The study of work-related stress used data from Britain, West Germany, France, Switzerland, Italy, Spain, Portugal, Norway, Sweden, Denmark, Hungary, the Czech Republic, Poland, Canada and Japan. The research reveals that:
– 36% of British employees work more than 40 hours a week and eight out of ten report being stressed at work. One in four stressed employees plans to leave their work in the next 12 months while one in two report being absent from work for more than one day.
– The main cause of work-related stress is long working hours. Those working between 20 and 40 hours a week are 10% more likely to experience work-related stress that those working less than 20 hours. For those working more than 40 hours a week, the corresponding figure is 45%.
– Demanding job content or dangerous work conditions play the second largest role in aggravating job stress levels. Conversely, good working relations with colleagues and/or management and non-pecuniary advantages, such as an independent, interesting or ‘useful to society’ job, reduce stress levels significantly.
– Stress has a significant impact on absenteeism and people’s intentions to leave their work.
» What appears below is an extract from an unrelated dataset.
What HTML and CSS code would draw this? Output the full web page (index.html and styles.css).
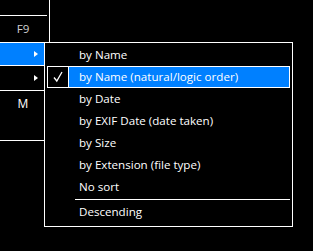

Individuals who report at least some stress in their current position are 25% more likely to intend to quit than those without, with the probability of intending to quit increasing with successively higher job stress levels. Moreover, those individuals reporting at least some stress in their current job are also overall 25% more likely to have taken periods of absence from work than those without.

The implication is that policy initiatives that shifted all individuals who report being ‘always stressed’ or ‘often stressed’ to experiencing only ‘some job stress’ would stop 530,000 employees being absent from work and retain nearly 1.3 million employees who would have left their jobs otherwise. Since certain working conditions are stressful to most people, there is therefore a case for greater emphasis on improving working conditions and for job redesign in general as the key solutions in a primary stress prevention strategy.

On average, women report higher stress levels than men.

French, Canadian and Swedish workers are unambiguously the most stressed among the 15 OECD countries. The Czechs, Danish and Swiss are those with the least stress while one in seven Portuguese report being always stressed; the corresponding number for Britain is one in 14.

Co-author of the research Dr Rannia Leontaridi commented: “What employees and government must come to realise is that work-related stress could inflict serious financial damages on individual firms and the economy in general. The emerging evidence indicates that work-related stress is a serious noxious characteristic of the working environment impairing employee performance through staff turnover and absenteeism. Its sources are intrinsic to the job itself, and individual’s role in an organisation, as well as employee relations with co-workers and management.”

The research by Dr Rannia Leontaridi and Dr Melanie Ward was presented at the Royal Economic Society’s Annual Conference on Tuesday 26 March. Dr Leontaridi is a lecturer at Stirling University.